Cheick Baldé

Personal information
- Full name: Cheick Sidia Baldé
- Date of birth: 1 January 1983 (age 43)
- Place of birth: Conakry, Guinea
- Height: 1.83 m (6 ft 0 in)
- Position: Defensive midfielder

Youth career
- –2002: Desportivo de Cuntum FC

Senior career*
- Years: Team / Apps / (Gls)
- 2002–2004: Chamois Niortais / 4 / (0)
- 2004–2005: Orléans / 13 / (1)
- 2005–2011: Balma / 108 / (17)
- 2006–2007: → Aviron Bayonnais (loan) / 20 / (1)
- 2011–2014: Toulouse Rodéo FC

= Cheick Sidia Baldé =

Guinean footballer

Cheick Sidia Baldé (born 1 January 1983) is a Guinean former professional footballer who played as a defensive midfielder. He spent all of his career in France, mostly with Balma SC.

==Career==
Baldé was born in Conakry, Guinea. He started his professional career in France with Chamois Niortais, during his career here played four matches in Ligue 2 in the 2003–04 season. In summer 2004 he left Chamois Niortais and joined Championnat de France amateur Group D club US Orléans where he played 13 matches in the 2005–06 CFA season.

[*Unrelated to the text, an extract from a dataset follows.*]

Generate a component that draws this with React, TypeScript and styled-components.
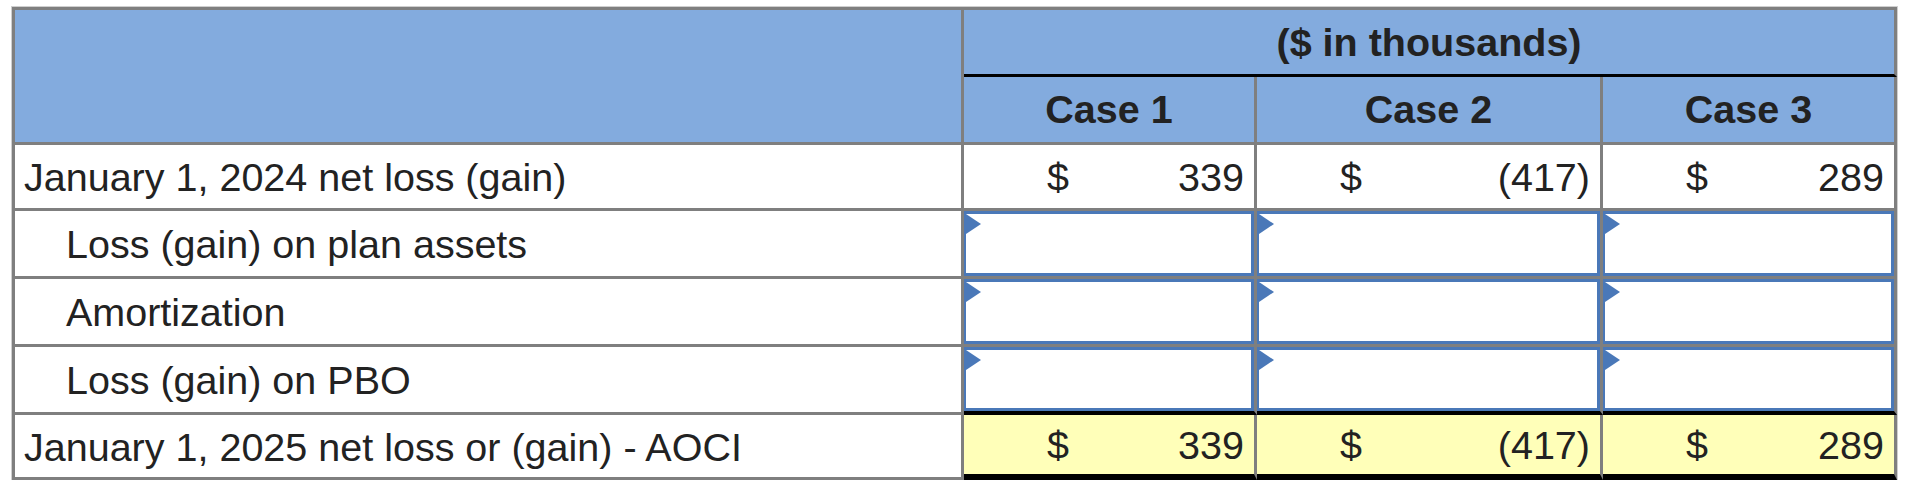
import React from 'react';
import styled, { createGlobalStyle } from 'styled-components';

const GRAY = '#7f7f7f';
const BLUE = '#4a78b8';

const GlobalStyle = createGlobalStyle`
  body {
    margin: 0;
    background: #fff;
  }
`;

// 표 전체
const Sheet = styled.table`
  margin: 7px 0 0 12px;
  width: 1885px;
  table-layout: fixed;
  border-collapse: separate;
  border-spacing: 0;
  border-top: 3px solid ${GRAY};
  border-left: 3px solid ${GRAY};
  box-shadow: 0 0 0 1px #cfcfcf;
  font-family: 'Liberation Sans', Arial, sans-serif;
  font-size: 39.5px;
  color: #222;
`;

const Row = styled.tr<{ $h: number }>`
  height: ${(p) => p.$h}px;
`;

// 머리글 칸
const HeadCell = styled.th<{ $dark?: boolean }>`
  background: #83abde;
  font-weight: bold;
  text-align: center;
  padding: 0;
  border-right: 3px solid ${GRAY};
  border-bottom: 3px solid ${(p) => (p.$dark ? '#000' : GRAY)};
`;

// 왼쪽 항목 이름
const LabelCell = styled.td<{ $indent?: boolean }>`
  padding: 2px 0 0 ${(p) => (p.$indent ? 51 : 9)}px;
  white-space: nowrap;
  border-right: 3px solid ${GRAY};
  border-bottom: 3px solid ${GRAY};
`;

// 금액 칸
const AmountCell = styled.td<{ $total?: boolean }>`
  padding: 0;
  background: ${(p) => (p.$total ? '#ffffb9' : '#fff')};
  border-right: 3px solid ${GRAY};
  border-bottom: ${(p) => (p.$total ? '6px solid #000' : `3px solid ${GRAY}`)};
`;

const Amount = styled.div`
  display: flex;
  justify-content: space-between;
  padding: 2px 10px 0 83px;
`;

// 입력 칸
const InputCell = styled.td<{ $last?: boolean }>`
  padding: 0;
  border-right: 3px solid ${GRAY};
  border-bottom: ${(p) => (p.$last ? '4px solid #000' : `3px solid ${GRAY}`)};
`;

const InputBox = styled.div<{ $h: number }>`
  position: relative;
  box-sizing: border-box;
  width: 100%;
  height: ${(p) => p.$h}px;
  background: #fff;
  border: 3px solid ${BLUE};
  border-left-width: 2px;

  &::before {
    content: '';
    position: absolute;
    left: 0;
    top: 0;
    border-style: solid;
    border-width: 10px 0 10px 15px;
    border-color: transparent transparent transparent ${BLUE};
  }
`;

const cases = [
  { name: 'Case 1', start: '339' },
  { name: 'Case 2', start: '(417)' },
  { name: 'Case 3', start: '289' },
];

const steps = ['Loss (gain) on plan assets', 'Amortization', 'Loss (gain) on PBO'];

const App = () => (
  <>
    <GlobalStyle />
    <Sheet>
      <colgroup>
        <col style={{ width: 949 }} />
        <col style={{ width: 293 }} />
        <col style={{ width: 346 }} />
        <col style={{ width: 294 }} />
      </colgroup>
      <thead>
        <Row $h={67}>
          <HeadCell rowSpan={2} />
          <HeadCell colSpan={3} $dark>
            ($ in thousands)
          </HeadCell>
        </Row>
        <Row $h={68}>
          {cases.map((c) => (
            <HeadCell key={c.name}>{c.name}</HeadCell>
          ))}
        </Row>
      </thead>
      <tbody>
        <Row $h={66}>
          <LabelCell>January 1, 2024 net loss (gain)</LabelCell>
          {cases.map((c) => (
            <AmountCell key={c.name}>
              <Amount>
                <span>$</span>
                <span>{c.start}</span>
              </Amount>
            </AmountCell>
          ))}
        </Row>
        {steps.map((s, i) => {
          const last = i === steps.length - 1;
          return (
            <Row $h={68} key={s}>
              <LabelCell $indent>{s}</LabelCell>
              {cases.map((c) => (
                <InputCell key={c.name} $last={last}>
                  <InputBox $h={last ? 64 : 65} />
                </InputCell>
              ))}
            </Row>
          );
        })}
        <Row $h={65}>
          <LabelCell>January 1, 2025 net loss or (gain) - AOCI</LabelCell>
          {cases.map((c) => (
            <AmountCell key={c.name} $total>
              <Amount>
                <span>$</span>
                <span>{c.start}</span>
              </Amount>
            </AmountCell>
          ))}
        </Row>
      </tbody>
    </Sheet>
  </>
);

export default App;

Baldé left Orléans after of the season to sign for Balma SC. He played in his first CFA Group C season 14 games and scored two goals, before he joined Ligue rival Aviron Bayonnais FC on loan. He scored one goal for the club in 20 matches and returned in May 2007 to Balma. After his return was one of the leaders of Balma SC and played 84 matches, in which scored 15 goals.

On 29 June 2011, he left Balma and signed with Toulouse Rodéo FC.